To be black means that you are both visible and hyper-visible. Garnette Cadogan’s essay, “Black and Blue,” explicitly deals with this tension. The author loved walking through his streets of Kingston, Jamaica. When Cadogan left Jamaica to attend college in the states, he soon discovered that walking while black presented brutal consequences he’d never considered. In an interview with Vice, Cadogan said, “I wanted to write something that revealed what is it like to live in contemporary America as a black person, not merely as a black man. One of the things that I admire about Baldwin is the ways in which he had a handle on our common humanity and showed ways how we can't degrade others without degrading ourselves.”
As a woman, I know my silence will not protect me. As the daughter of two non-white parents, I am the Other. As a minority who is black and Asian-American without the flimsy protection of white-passing features, I know that my blackness can be used against me. I also know that recognizing injustice doesn’t mean that I have to accept it. Blackness is not defined by suffering. In the collection’s final essay, “Message to My Daughters,” Edwidge Danticat uses Baldwin’s “My Dungeon Shook” as a guide. Danticat’s letter is equal parts hope and despair. She doesn’t want her daughters to grow into self-hating cynics or feel that their blackness is a weakness. She wants her daughters, as Baldwin said, “To decide who you are, and force the world to deal with you, not with its idea of you.”

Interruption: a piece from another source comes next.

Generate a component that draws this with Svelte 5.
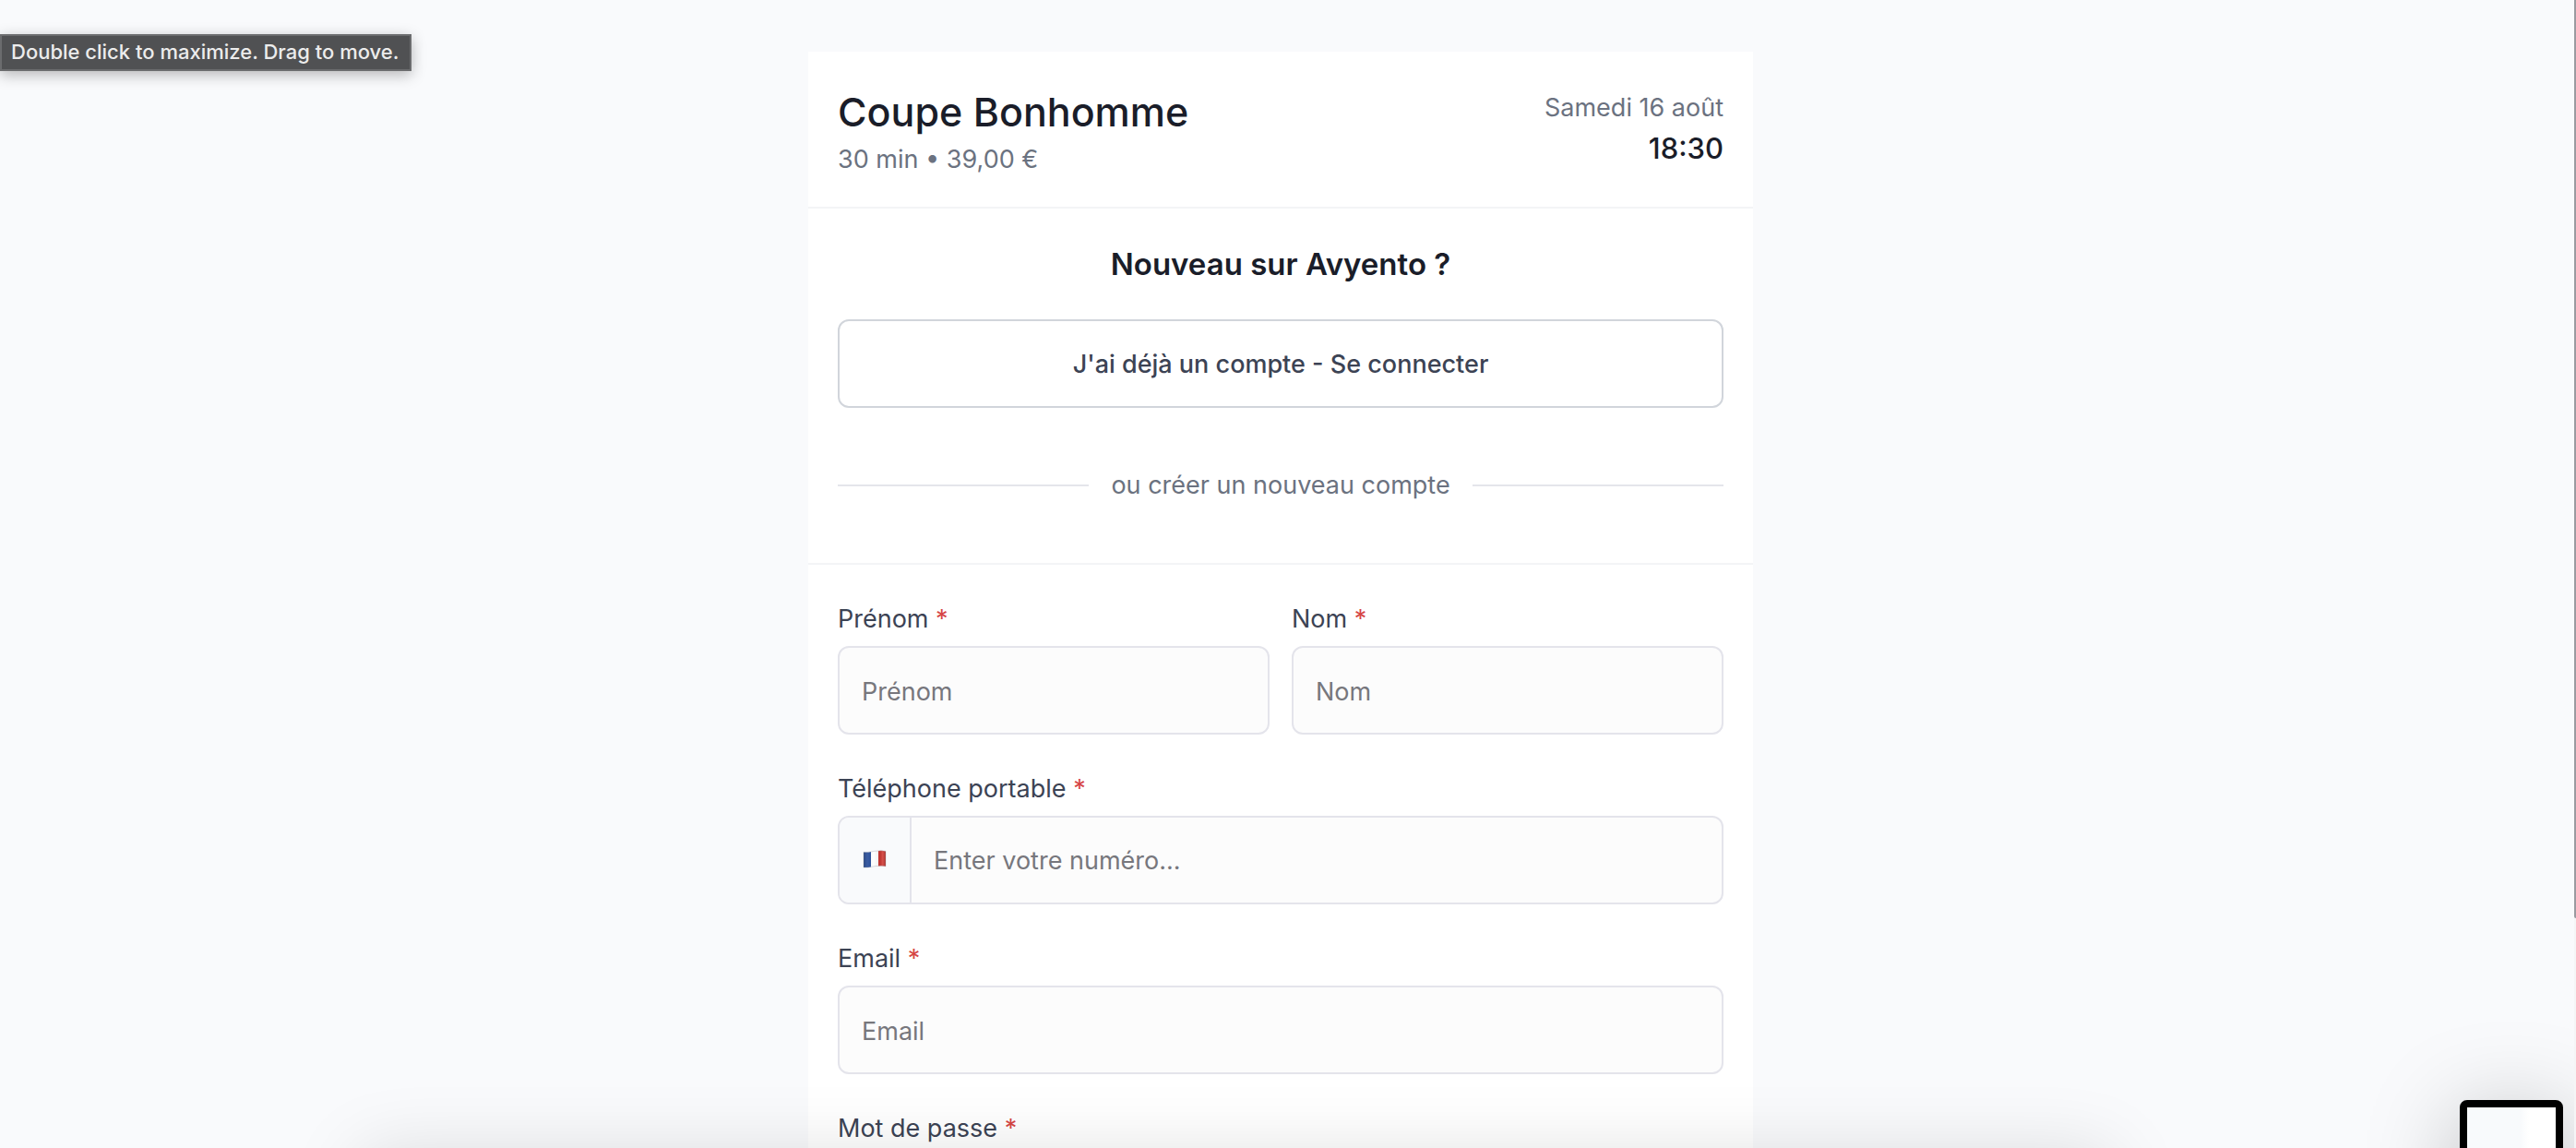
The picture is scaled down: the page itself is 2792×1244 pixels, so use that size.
<script>
  let firstName = $state('');
  let lastName = $state('');
  let phone = $state('');
  let email = $state('');
  let password = $state('');
</script>

{#snippet required()}<span class="required" aria-hidden="true">*</span>{/snippet}

<div class="page">
  <main class="card">
    <header class="summary">
      <div>
        <h1>Coupe Bonhomme</h1>
        <p class="muted">30 min • 39,00 €</p>
      </div>
      <div class="slot">
        <p class="muted">Samedi 16 août</p>
        <p class="time">18:30</p>
      </div>
    </header>

    <section class="account">
      <h2>Nouveau sur Avyento ?</h2>
      <button class="login" type="button">J'ai déjà un compte - Se connecter</button>
      <div class="divider"><span>ou créer un nouveau compte</span></div>
    </section>

    <form class="signup">
      <div class="pair">
        <div class="field">
          <label for="first-name">Prénom {@render required()}</label>
          <input id="first-name" class="box" type="text" placeholder="Prénom" bind:value={firstName} />
        </div>
        <div class="field">
          <label for="last-name">Nom {@render required()}</label>
          <input id="last-name" class="box" type="text" placeholder="Nom" bind:value={lastName} />
        </div>
      </div>
      <div class="field">
        <label for="phone">Téléphone portable {@render required()}</label>
        <div class="phone">
          <span class="country">
            <svg viewBox="0 0 26 20" width="26" height="20" role="img" aria-label="France">
              <defs>
                <linearGradient id="wave" x1="0" x2="1" y1="0" y2="0">
                  <stop offset="0" stop-color="#000" stop-opacity=".2" />
                  <stop offset=".2" stop-color="#fff" stop-opacity=".06" />
                  <stop offset=".45" stop-color="#000" stop-opacity="0" />
                  <stop offset=".75" stop-color="#000" stop-opacity=".08" />
                  <stop offset=".85" stop-color="#fff" stop-opacity=".1" />
                  <stop offset="1" stop-color="#000" stop-opacity=".2" />
                </linearGradient>
              </defs>
              <path d="M1 2.4Q5 2.8 9 2V18.4Q5 19.3 1 19Z" fill="#2b509c" />
              <path d="M9 2Q13 1 17 1V17.4Q13 17.5 9 18.4Z" fill="#fff" />
              <path d="M17 1Q21 .4 25 1.4V17.8Q21 16.8 17 17.4Z" fill="#d03a35" />
              <path d="M1 2.4Q5 2.8 9 2Q13 1 17 1Q21 .4 25 1.4V17.8Q21 16.8 17 17.4Q13 17.5 9 18.4Q5 19.3 1 19Z" fill="url(#wave)" stroke="#9a9da5" stroke-opacity=".6" stroke-width=".6" />
            </svg>
          </span>
          <input id="phone" type="tel" placeholder="Enter votre numéro..." bind:value={phone} />
        </div>
      </div>
      <div class="field">
        <label for="email">Email {@render required()}</label>
        <input id="email" class="box" type="email" placeholder="Email" bind:value={email} />
      </div>
      <div class="field">
        <label for="password">Mot de passe {@render required()}</label>
        <input id="password" class="box" type="password" placeholder="Mot de passe" bind:value={password} />
      </div>
    </form>
  </main>

  <div class="tooltip" role="tooltip">Double click to maximize. Drag to move.</div>
  <div class="dock-shadow"></div>
  <div class="preview"></div>
  <div class="scroll"><div class="thumb"></div></div>
</div>

<style>
  :global(body) {
    background: #f9fafc;
  }

  .page {
    position: relative;
    box-sizing: border-box;
    height: 100vh;
    overflow: hidden;
    padding: 56px 16px 0 0;
    background: #f9fafc;
    color: #1a1d29;
    font-family: Inter, "Liberation Sans", sans-serif;
    font-size: 27px;
    line-height: 40px;
  }

  h1,
  h2,
  p {
    margin: 0;
  }

  .card {
    max-width: 1024px;
    margin: 0 auto;
    background: #fff;
  }

  .summary {
    display: flex;
    align-items: center;
    justify-content: space-between;
    padding: 33px 32px 31px;
    border-bottom: 2px solid #f3f4f6;
  }

  h1 {
    font-size: 43px;
    font-weight: 500;
    line-height: 64px;
  }

  .muted {
    color: #6b7280;
  }

  .slot {
    text-align: right;
  }

  .time {
    font-size: 31px;
    font-weight: 500;
    line-height: 48px;
  }

  .account {
    display: flex;
    flex-direction: column;
    padding: 40px 32px 64px;
    border-bottom: 2px solid #f3f4f6;
  }

  h2 {
    margin-bottom: 40px;
    font-size: 33px;
    font-weight: 600;
    line-height: 40px;
    text-align: center;
  }

  .login {
    height: 96px;
    margin-bottom: 64px;
    border: 2px solid #d1d5db;
    border-radius: 12px;
    padding: 2px 24px 0;
    background: #fff;
    color: #3c4354;
    font: inherit;
    font-weight: 500;
    cursor: pointer;
  }

  .divider {
    display: flex;
    align-items: center;
    gap: 24px;
    color: #6b7280;
  }

  .divider::before,
  .divider::after {
    content: "";
    flex: 1;
    height: 2px;
    background: #e4e5eb;
  }

  .signup {
    display: flex;
    flex-direction: column;
    gap: 40px;
    padding: 40px 32px;
  }

  .pair {
    display: grid;
    grid-template-columns: 1fr 1fr;
    gap: 24px;
  }

  .field {
    display: flex;
    flex-direction: column;
    gap: 10px;
    min-width: 0;
  }

  label {
    color: #3c4354;
    line-height: 38px;
  }

  .required {
    color: #d64545;
  }

  input {
    box-sizing: border-box;
    min-width: 0;
    padding: 2px 24px 0;
    border: 0;
    outline: 0;
    background: transparent;
    color: #1a1d29;
    font: inherit;
  }

  input::placeholder {
    color: #77777d;
    opacity: 1;
  }

  .box,
  .phone {
    box-sizing: border-box;
    height: 96px;
    border: 2px solid #e4e4eb;
    border-radius: 12px;
    background: #fcfcfc;
  }

  .phone {
    display: flex;
    overflow: hidden;
  }

  .phone input {
    flex: 1;
  }

  .country {
    display: flex;
    align-items: center;
    padding: 0 25px 2px;
    border-right: 2px solid #e4e4eb;
    background: #f9fafc;
  }

  .tooltip {
    position: absolute;
    top: 37px;
    left: 0;
    border: 2px solid #6b6c6e;
    padding: 0 12px 2px 10px;
    background: #505153;
    box-shadow: 0 4px 16px rgb(0 0 0 / 28%);
    color: #ececec;
    font-size: 22px;
    font-weight: 500;
    line-height: 34px;
    white-space: nowrap;
  }

  .dock-shadow {
    position: absolute;
    top: 100%;
    right: 18%;
    left: 14%;
    height: 160px;
    box-shadow: 0 6px 80px rgb(0 0 0 / 13%);
  }

  .preview {
    position: absolute;
    top: calc(100% - 52px);
    right: 14px;
    box-sizing: border-box;
    width: 112px;
    height: 200px;
    border: 8px solid #000;
    border-radius: 8px;
    background: linear-gradient(90deg, #f8fafc 60%, #fff 70%);
    box-shadow: 0 16px 100px rgb(0 0 0 / 26%);
  }

  .scroll {
    position: absolute;
    inset: 0 0 0 auto;
    width: 2px;
    background: #f5f5f6;
  }

  .thumb {
    height: 80%;
    border-radius: 0 0 0 2px;
    background: #9a9aa0;
  }
</style>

I also know that recognizing injustice doesn’t mean that I have to accept it. Blackness is not defined by suffering.
There is comfort in community and in being alone together. There is power in finally seeing yourself, not through the distorted lens of whiteness, but in the faces and voices that look like you. The Fire This Time shows that Baldwin’s wisdom still resonates because racism, despite a change in aesthetics, hasn’t changed the way it operates. Racism transcends time, even though its victims can never “transcend” the color of their skin. Baldwin’s book and Ward’s anthology compliment one another because they are a part of the same conversation. To read both is to understand, to cite Ward’s introduction, “how inextricably interwoven the past is in the present, how heavily that past bears on the future.”
We cannot bury the past in order to sanctify the present. We cannot live in the future if the present pantomimes the past.